Not just 'Herding Cats'- Vietnamese cannabis gangs and law enforcement
Join us for our third seminar of 2024: Not just 'Herding Cats'- Vietnamese cannabis gangs and law enforcement.
This seminar will be held as part of Social Science Week 2025.
Vietnamese-born prisoners have been considered at the highest rates among most serious offences/charges excluding Australia and New Zealand, almost drug-related offences, higher than the UK-born and Chinese-born. Appearances of Vietnamese-ethnicity groups involved, either directly or indirectly, in cultivating, manufacturing, and trading cannabis.
The illegal employment of Vietnamese 'crop-sitters' in Australia, who are employed to stay in the grow house to take care of cannabis plants, is ongoing. Based on previous empirical studies, Luong (2014, 2017, 2019, 2020) tested and clarified family ties and fellow-countrymen associations as the most prioritised forms of those Vietnamese drug trafficking networks.
Currently, many authorities are considering those Vietnamese groups in Australia to set up three levels – head (whom they organise and manage the whole process), facilitator (whom they provide spiritual or material assistance in cultivation), and crop-sitter (whom they look after cannabis plants). In contrast, the Herding Cats (dân chăn mèo in Vietnamese) – a memoir of former Vietnamese cannabis insiders, described the most insightful details of why and how dân chăn mèo arrange and design inclusive scenarios with more than three levels to survive, operate, and maintain their millionaire industry in Australia.
My current study uses triangulated qualitative methods to collect and analyse data, including content analysis from a court/tribunal statement, a former Vietnamese cannabis crop-sitter memoir, and an in-depth interview with this author. The findings unveil 1) the trend and pattern of Vietnamese cannabis gangs, 2) the structure of those groups, and 3) the modus operandi to avoid law enforcement monitors.
Guest Speaker: Dr Hai Luong
Dr Hai Luong is a lecturer in criminology at the School of Criminology and Criminal Justice, Griffith University. Dr Luong is also a member of the Global Initiative Network's Expert against Transnational Organized Crime (GI TOC) and a senior researcher and chair of the Asian Drug Crime Research Committee at the Institute for Asian Crime and Security (IACS).

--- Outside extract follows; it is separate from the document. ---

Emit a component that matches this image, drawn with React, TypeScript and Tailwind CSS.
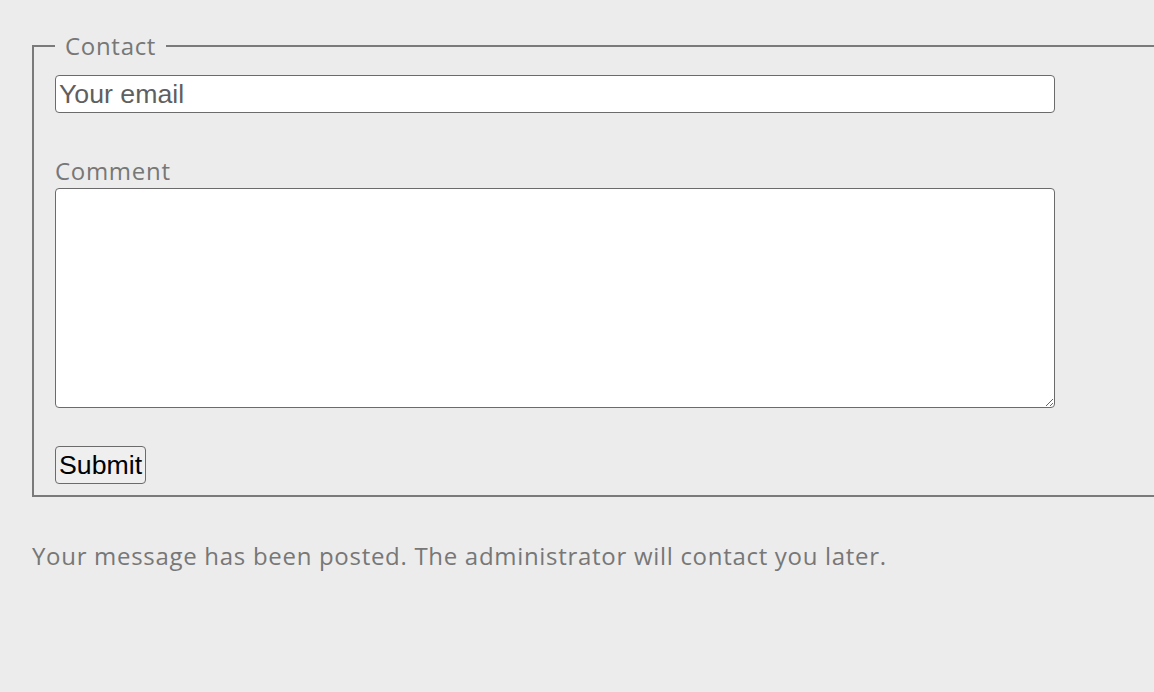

He has a Bachelor of Law (Criminal Investigation) and has spent twenty years researching and teaching in police institutions across the mainland Southeast Asian region, particularly in Vietnam. In 2010, as one of the new emergent scholars for the Australian Development Scholarship in non-traditional security threat fields, he was awarded a full scholarship to gain a master’s degree (Transnational Crime Prevention) at the University of Wollongong before achieving a PhD (Criminology) in 2017 at RMIT University.
As a member of the Asian Regional Law Enforcement Management Program (ARLEMP), funded by the Australian Federal Police and hosted by the Ministry of Public Security of Vietnam and RMIT Hanoi, he contributed to building a comprehensive connection among law enforcement agencies, policymakers, and academia across Asian countries to prevent and combat serious and transnational crimes since 2005. His interests include cybercrime, policing in cybercrime/cybersecurity, drug trafficking, migrant smuggling, human trafficking, police training, and transnational criminal law matters. His latest book 'Transnational Drug Trafficking across the Vietnam and Laos Border' was published by Palgrave Macmillan in 2019.
He has also published several papers in various academic journals (Asian Survey; Journal of Crime and Justice; International Journal of Cyber Criminology; International Journal of Drug Policy; Policing and Society; International Journal of Crime, Justice and Social Democracy; and Trends in Organized Crime, among others). In 2020, he was awarded the Young Asian Criminologists from the Asian Criminological Society (ASC).
This seminar is part of the Translational Criminology Seminar Series, hosted by the Crime and Security Science Research Group, Faculty of Arts & Social Sciences, University of Technology Sydney.